Everybody knows what a Cyclops is, right? It's that strange monster with one big eye in the middle of its forehead. And we think, what a bizarre creature, this Cyclops, with one big eye. But for 325 days of each year, we are all Cyclopes! Let me explain.
What's the first thing we think about each morning? "What am I going to do today? How will I do it? What will happen to me today? How will I feel today?" I, I, I! And all day long, we say to people, "I think this" and "I think that" and "I agree" and "I disagree" and "I like this" and "I don't like that." I, I, I! And what's the last thing we think about at night? "I really did a good job today" and "I wonder what I'll do tomorrow." I, I, I! There is ONE GREAT BIG "I" right in the middle of our foreheads! We are all Cyclopes!
The trouble with that, is that we can't see very well when we only have one eye. We're half blind. Everything looks flat and has no depth perception. The real beauty of the world is lost. Every day we see people walking around totally blind to the beautiful things around them, because they are too busy thinking, "What am I going to have for dinner tonight? What am I going to do in order to entertain myself?" I, I, I! All this focusing on our one big "I" leaves no energy to focus with our two eyes, and so we become blind to the real world around us.

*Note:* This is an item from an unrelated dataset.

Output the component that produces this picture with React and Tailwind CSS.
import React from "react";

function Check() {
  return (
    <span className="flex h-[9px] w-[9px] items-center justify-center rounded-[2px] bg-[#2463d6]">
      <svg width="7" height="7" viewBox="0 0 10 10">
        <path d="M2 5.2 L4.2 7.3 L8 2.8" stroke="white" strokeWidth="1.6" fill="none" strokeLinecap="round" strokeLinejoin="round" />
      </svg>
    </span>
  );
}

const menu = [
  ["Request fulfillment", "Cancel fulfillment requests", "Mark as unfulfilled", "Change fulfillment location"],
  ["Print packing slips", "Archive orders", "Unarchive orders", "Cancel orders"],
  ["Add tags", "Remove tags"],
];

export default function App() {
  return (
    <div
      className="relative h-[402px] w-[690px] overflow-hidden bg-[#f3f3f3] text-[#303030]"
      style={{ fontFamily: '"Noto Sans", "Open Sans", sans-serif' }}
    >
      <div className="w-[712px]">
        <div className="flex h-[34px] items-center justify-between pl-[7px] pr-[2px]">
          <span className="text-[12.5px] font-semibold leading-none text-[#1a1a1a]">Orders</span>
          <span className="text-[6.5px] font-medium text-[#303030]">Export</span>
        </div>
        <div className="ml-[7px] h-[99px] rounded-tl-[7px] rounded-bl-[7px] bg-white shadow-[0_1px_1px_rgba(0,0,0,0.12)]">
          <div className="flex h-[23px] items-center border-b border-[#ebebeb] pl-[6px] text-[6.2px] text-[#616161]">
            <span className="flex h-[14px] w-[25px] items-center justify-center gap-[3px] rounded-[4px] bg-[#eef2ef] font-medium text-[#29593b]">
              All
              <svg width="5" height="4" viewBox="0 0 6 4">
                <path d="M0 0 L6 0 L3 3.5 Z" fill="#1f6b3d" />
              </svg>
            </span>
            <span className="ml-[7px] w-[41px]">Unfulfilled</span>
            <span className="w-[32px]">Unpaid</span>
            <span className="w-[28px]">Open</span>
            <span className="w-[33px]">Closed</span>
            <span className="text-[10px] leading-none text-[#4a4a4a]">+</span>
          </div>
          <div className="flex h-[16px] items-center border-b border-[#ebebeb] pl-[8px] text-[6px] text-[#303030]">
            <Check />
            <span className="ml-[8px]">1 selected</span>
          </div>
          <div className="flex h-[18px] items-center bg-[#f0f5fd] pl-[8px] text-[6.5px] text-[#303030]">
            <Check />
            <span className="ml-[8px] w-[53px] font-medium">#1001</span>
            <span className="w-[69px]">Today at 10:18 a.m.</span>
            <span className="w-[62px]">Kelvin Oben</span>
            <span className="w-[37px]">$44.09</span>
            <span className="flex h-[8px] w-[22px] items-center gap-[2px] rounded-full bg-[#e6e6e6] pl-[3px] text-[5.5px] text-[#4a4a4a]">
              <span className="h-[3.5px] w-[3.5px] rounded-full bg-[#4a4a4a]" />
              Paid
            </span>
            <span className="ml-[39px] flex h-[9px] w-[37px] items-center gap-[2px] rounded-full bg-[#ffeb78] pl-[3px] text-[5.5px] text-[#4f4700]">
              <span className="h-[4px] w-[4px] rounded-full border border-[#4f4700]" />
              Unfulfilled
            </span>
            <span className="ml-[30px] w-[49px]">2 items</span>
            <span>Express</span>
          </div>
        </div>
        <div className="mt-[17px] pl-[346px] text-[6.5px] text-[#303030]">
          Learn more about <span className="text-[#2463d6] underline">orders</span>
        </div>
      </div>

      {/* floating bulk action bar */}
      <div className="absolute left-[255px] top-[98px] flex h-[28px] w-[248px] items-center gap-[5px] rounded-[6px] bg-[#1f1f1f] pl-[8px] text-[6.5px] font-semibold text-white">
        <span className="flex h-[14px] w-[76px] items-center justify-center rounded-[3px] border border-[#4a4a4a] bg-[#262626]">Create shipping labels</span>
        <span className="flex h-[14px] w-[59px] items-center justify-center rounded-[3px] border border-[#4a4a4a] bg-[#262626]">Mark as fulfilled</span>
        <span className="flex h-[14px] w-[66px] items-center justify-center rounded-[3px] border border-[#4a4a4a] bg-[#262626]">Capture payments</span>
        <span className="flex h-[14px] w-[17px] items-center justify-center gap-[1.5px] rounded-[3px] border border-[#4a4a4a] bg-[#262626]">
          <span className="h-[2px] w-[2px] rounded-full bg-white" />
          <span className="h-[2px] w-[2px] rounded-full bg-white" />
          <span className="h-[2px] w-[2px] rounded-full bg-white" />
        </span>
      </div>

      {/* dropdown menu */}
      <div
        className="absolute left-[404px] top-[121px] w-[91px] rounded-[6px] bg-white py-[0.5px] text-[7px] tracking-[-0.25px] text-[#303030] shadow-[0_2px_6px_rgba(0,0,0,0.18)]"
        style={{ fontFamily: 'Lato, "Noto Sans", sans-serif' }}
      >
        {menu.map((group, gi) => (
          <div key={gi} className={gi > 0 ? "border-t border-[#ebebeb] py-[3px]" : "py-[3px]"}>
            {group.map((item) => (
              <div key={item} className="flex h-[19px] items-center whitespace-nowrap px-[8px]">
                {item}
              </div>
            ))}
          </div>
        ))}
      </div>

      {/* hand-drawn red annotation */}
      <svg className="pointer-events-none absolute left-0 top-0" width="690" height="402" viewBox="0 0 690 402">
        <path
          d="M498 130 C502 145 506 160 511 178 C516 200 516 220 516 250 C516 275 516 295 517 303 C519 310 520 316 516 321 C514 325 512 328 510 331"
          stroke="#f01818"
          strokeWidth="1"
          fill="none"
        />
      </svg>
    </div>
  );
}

In Greek mythology, the Cyclops was killed when they took his own sword and ran it through his one big eye. Well guess what? That's what we do in church on Ash Wednesday! We come forward and the minister writes a big "I" on your forehead, which stands for the one big "I" that we all have at the front of our minds, because we're Cyclopes. And then, like a brutal stroke of the sword, the minister will cross that "I" out, to symbolize that for these forty days of Lent, we are not really Cyclopes at all - that during Lent we won't focus on our one big "I" but that we will look outwards with our two real eyes and see other people for a change!
Lent is when we focus our attention on three practices: fasting, praying, and almsgiving. We fast to deprive ourselves of a basic necessity, which reminds us of our complete dependence on God, and for us to see what is missing in our relationship with Jesus Christ. We give because what we've been given by God was not meant for just us, but for us to share with others. And we pray because we are not totally self-sufficient. We have a need inside of us that cannot be filled by ourselves or by others. We have a holy longing, and find ourselves looking to God.
It's about going from ashes to the font; back to the font - to where it all started for us. To go back and denounce Satan and all his works and all his empty promises. But are we the people what we promised to be at that font? We are good people, and we were created by God to be good. But sometimes, we seem to falter and fall off of the path and find ourselves lost. We find the need to be refreshed, renewed, refueled, and restored. We want to take that "I" at the front of our minds and cross it out!
That's what Lent is all about: repentance, renewal, community, fasting, praying, and giving. God wants to be in relationship with us. God wants to take us back, and point us in the right direction once again. We just need to start today. We just need to make the next move.
Our challenge is to continue to refuel ourselves for this Lenten journey. And in every way we can this Lent, let's replace that "I" with "You" - not only in our words, but also in our thoughts and actions.